(Front-end source files)
━━━━━━

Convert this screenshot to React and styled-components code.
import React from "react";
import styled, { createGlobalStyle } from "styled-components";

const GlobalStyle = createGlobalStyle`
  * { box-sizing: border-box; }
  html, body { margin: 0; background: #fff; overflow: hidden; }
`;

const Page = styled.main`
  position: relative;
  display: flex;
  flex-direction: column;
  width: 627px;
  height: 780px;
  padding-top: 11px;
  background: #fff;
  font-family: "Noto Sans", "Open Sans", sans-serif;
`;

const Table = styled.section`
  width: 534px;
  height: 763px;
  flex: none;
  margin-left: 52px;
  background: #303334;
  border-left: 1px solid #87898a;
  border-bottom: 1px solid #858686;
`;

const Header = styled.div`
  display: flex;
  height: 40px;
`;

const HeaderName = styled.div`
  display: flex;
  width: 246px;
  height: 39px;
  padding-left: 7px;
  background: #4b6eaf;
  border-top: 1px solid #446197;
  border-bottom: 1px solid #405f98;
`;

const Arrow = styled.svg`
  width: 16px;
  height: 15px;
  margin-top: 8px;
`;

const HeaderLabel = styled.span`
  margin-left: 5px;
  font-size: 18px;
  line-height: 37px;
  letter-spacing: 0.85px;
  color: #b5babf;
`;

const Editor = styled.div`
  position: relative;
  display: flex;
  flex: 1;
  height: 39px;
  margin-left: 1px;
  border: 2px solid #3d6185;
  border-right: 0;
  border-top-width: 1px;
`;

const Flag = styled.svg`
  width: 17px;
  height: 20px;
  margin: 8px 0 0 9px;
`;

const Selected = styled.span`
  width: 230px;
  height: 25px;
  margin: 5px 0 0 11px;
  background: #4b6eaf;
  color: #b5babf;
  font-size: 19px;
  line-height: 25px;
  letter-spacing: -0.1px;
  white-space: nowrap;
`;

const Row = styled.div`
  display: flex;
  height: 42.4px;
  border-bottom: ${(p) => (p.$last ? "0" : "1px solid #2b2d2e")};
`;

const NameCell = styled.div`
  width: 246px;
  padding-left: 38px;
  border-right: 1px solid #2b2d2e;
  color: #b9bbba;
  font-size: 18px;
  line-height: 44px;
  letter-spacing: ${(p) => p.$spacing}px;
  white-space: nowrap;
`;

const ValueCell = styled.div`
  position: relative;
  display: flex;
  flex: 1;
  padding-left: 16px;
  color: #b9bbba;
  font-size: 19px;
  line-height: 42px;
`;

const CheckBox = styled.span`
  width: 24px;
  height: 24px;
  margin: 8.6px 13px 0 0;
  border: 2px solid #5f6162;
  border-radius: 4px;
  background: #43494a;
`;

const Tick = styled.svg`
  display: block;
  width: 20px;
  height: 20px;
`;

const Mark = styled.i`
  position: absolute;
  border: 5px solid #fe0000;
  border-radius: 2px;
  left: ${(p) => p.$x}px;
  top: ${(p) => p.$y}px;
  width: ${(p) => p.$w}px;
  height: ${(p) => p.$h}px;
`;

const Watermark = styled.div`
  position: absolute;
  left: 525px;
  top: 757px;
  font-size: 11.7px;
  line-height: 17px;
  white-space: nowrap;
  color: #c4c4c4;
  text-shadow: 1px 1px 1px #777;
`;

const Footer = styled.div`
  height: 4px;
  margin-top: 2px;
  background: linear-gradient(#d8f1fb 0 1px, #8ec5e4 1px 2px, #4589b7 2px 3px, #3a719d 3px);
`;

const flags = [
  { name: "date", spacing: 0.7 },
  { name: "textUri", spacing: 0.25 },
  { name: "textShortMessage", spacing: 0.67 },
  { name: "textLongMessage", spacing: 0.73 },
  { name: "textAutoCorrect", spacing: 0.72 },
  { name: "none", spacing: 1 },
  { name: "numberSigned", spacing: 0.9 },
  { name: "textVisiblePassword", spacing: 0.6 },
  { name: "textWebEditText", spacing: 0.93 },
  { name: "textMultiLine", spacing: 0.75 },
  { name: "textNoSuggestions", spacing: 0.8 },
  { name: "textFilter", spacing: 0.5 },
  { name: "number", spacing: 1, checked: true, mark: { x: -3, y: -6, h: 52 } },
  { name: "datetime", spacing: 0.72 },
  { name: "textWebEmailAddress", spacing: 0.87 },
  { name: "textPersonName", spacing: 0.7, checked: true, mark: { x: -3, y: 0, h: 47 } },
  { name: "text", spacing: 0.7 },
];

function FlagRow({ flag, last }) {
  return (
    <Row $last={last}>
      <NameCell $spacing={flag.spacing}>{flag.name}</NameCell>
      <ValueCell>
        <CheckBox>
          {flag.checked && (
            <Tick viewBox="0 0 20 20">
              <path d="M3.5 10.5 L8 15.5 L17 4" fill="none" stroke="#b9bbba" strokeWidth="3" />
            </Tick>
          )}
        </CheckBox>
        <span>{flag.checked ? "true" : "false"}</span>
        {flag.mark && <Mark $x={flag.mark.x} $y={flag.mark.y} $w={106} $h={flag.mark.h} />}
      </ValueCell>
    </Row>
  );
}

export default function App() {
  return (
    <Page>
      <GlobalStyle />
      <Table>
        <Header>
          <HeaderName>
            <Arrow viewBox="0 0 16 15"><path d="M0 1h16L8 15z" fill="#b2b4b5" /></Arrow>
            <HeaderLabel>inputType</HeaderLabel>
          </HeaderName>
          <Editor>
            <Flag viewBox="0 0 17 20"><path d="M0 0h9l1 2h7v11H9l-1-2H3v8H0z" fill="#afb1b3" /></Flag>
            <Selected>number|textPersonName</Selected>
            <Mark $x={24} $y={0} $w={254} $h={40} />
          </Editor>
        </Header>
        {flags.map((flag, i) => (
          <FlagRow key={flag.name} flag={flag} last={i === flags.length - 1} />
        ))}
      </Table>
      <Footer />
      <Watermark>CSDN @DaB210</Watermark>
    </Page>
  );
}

━━━━━━

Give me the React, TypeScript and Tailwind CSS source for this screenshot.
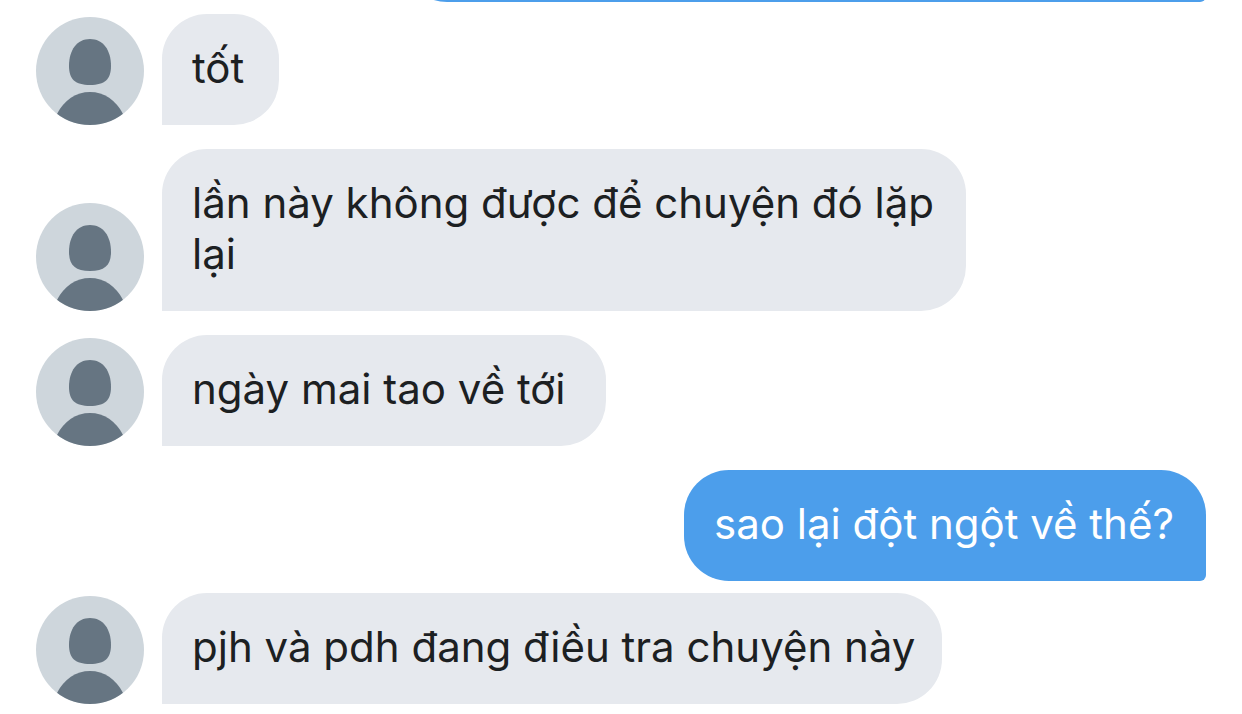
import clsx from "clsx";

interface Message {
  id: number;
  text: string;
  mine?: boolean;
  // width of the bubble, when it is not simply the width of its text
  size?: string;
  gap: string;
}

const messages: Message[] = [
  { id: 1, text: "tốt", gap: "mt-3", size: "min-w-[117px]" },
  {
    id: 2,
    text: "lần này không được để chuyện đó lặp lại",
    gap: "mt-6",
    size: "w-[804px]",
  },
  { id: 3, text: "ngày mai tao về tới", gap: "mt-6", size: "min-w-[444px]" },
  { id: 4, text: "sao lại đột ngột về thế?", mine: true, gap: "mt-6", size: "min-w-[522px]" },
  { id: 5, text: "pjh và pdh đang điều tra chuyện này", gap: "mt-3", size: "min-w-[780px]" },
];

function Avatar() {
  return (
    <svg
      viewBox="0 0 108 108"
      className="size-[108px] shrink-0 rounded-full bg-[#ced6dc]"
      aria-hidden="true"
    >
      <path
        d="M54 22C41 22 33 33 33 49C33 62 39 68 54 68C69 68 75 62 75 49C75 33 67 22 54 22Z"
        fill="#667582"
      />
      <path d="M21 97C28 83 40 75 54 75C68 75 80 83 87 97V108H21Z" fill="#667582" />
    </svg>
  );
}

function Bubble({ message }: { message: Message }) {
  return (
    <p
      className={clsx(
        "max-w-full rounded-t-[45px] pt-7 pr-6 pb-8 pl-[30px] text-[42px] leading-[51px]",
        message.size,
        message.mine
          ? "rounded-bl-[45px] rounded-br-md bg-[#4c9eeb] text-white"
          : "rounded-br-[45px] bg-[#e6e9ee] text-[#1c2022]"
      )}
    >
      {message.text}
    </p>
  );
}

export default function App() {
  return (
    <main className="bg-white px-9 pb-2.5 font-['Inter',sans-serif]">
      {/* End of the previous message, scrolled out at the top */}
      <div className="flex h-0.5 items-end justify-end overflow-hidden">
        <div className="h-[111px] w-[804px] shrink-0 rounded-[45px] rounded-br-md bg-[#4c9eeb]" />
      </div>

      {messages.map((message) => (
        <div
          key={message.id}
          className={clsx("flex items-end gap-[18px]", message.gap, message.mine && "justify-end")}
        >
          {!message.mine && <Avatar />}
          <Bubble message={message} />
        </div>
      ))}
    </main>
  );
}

━━━━━━

** Task prompt **
From the records above, copy exactly the lines starting at the one with "Give me the" and ending at the one with "import clsx from", and no others. Pictures stay out.

** Task response **
Give me the React, TypeScript and Tailwind CSS source for this screenshot.
import clsx from "clsx";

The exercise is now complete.